## RECORDED DATA:
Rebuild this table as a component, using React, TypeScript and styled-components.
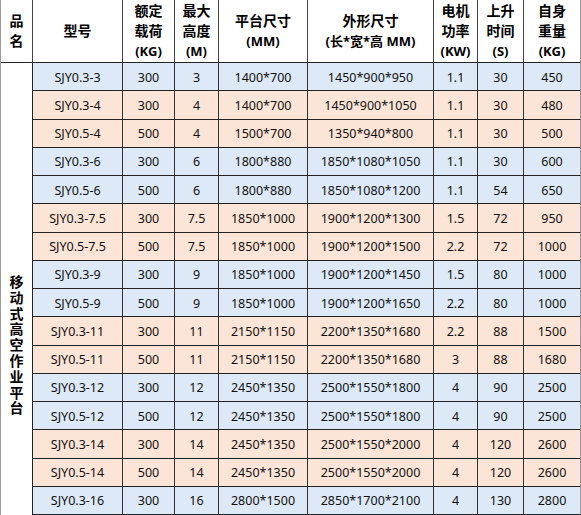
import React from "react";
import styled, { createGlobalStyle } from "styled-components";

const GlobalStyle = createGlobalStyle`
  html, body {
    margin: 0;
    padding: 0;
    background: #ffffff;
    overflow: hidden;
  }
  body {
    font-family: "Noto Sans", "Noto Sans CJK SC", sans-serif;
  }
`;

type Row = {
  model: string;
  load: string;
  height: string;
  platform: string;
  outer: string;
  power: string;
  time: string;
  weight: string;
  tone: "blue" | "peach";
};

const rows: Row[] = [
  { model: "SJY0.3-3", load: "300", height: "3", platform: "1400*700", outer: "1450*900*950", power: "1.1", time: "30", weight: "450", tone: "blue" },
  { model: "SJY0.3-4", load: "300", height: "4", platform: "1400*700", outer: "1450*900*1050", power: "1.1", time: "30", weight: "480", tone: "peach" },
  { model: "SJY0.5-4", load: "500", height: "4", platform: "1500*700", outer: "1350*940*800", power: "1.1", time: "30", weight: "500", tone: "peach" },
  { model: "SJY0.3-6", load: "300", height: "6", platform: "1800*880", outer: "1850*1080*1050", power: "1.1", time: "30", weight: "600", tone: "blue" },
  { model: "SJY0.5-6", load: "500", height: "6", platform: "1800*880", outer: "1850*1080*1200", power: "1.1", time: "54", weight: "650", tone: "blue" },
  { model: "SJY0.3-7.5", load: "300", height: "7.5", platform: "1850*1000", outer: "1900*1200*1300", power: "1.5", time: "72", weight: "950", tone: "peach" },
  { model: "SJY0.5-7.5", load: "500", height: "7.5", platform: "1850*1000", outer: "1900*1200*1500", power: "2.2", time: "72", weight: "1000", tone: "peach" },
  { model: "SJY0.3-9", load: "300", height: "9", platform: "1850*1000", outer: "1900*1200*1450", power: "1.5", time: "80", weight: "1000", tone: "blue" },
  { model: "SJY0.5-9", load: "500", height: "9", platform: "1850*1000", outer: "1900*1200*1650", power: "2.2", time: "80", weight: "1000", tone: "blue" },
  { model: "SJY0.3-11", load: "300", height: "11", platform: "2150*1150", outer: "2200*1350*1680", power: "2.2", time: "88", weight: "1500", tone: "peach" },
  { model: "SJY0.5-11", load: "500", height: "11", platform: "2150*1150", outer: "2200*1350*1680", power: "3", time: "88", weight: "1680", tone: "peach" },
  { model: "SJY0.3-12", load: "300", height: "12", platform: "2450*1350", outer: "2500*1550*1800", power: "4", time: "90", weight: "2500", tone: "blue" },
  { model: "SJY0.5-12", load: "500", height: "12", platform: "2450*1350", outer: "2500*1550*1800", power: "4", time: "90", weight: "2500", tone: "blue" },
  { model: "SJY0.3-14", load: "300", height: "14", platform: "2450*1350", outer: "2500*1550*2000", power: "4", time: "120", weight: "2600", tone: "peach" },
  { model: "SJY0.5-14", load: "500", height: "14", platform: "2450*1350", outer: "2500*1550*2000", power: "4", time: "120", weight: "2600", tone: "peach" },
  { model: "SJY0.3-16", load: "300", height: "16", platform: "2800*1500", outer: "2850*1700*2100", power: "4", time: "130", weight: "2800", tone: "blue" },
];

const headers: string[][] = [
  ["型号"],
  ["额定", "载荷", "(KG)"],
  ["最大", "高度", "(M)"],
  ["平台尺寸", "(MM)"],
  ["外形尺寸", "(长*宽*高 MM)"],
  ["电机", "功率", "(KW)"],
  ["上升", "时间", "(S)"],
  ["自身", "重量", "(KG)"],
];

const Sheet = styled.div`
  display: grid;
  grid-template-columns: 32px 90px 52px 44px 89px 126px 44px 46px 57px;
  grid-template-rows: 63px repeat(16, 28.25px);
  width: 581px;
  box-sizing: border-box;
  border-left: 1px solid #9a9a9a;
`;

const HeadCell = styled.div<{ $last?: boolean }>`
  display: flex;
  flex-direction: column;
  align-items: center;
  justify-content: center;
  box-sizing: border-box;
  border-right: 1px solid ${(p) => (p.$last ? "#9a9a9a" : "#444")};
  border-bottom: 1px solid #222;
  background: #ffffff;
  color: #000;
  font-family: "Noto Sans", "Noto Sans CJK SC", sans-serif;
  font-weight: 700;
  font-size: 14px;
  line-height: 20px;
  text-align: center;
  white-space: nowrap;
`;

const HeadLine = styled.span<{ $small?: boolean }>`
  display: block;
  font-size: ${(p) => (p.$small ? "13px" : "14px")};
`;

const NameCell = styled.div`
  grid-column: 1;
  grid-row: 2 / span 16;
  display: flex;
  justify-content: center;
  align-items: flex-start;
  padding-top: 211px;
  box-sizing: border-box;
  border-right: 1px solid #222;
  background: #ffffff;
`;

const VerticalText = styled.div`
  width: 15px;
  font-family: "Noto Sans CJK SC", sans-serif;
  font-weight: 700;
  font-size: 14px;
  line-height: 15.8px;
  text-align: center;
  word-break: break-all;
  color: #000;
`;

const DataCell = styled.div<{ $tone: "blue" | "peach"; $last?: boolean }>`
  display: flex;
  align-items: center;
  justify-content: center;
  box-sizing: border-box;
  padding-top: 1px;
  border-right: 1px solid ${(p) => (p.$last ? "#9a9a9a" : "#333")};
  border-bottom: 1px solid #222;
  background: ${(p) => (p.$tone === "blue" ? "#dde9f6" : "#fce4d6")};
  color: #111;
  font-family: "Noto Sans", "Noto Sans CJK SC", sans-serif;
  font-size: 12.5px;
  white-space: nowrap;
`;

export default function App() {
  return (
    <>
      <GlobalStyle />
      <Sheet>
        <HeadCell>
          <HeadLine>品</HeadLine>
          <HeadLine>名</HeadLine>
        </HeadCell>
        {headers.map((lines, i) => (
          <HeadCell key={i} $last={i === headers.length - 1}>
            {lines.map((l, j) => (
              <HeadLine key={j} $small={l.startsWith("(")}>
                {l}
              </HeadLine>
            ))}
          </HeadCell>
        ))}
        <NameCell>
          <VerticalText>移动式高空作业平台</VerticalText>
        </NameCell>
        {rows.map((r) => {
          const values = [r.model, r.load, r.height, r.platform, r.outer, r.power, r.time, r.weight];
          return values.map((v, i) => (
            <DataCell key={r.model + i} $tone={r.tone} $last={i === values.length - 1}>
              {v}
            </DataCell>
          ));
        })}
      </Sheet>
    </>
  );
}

## WHAT YOU NEED TO DO:
Look for the word "components" and return every line where it occurs.

## TASK ANSWER:
Rebuild this table as a component, using React, TypeScript and styled-components.
import styled, { createGlobalStyle } from "styled-components";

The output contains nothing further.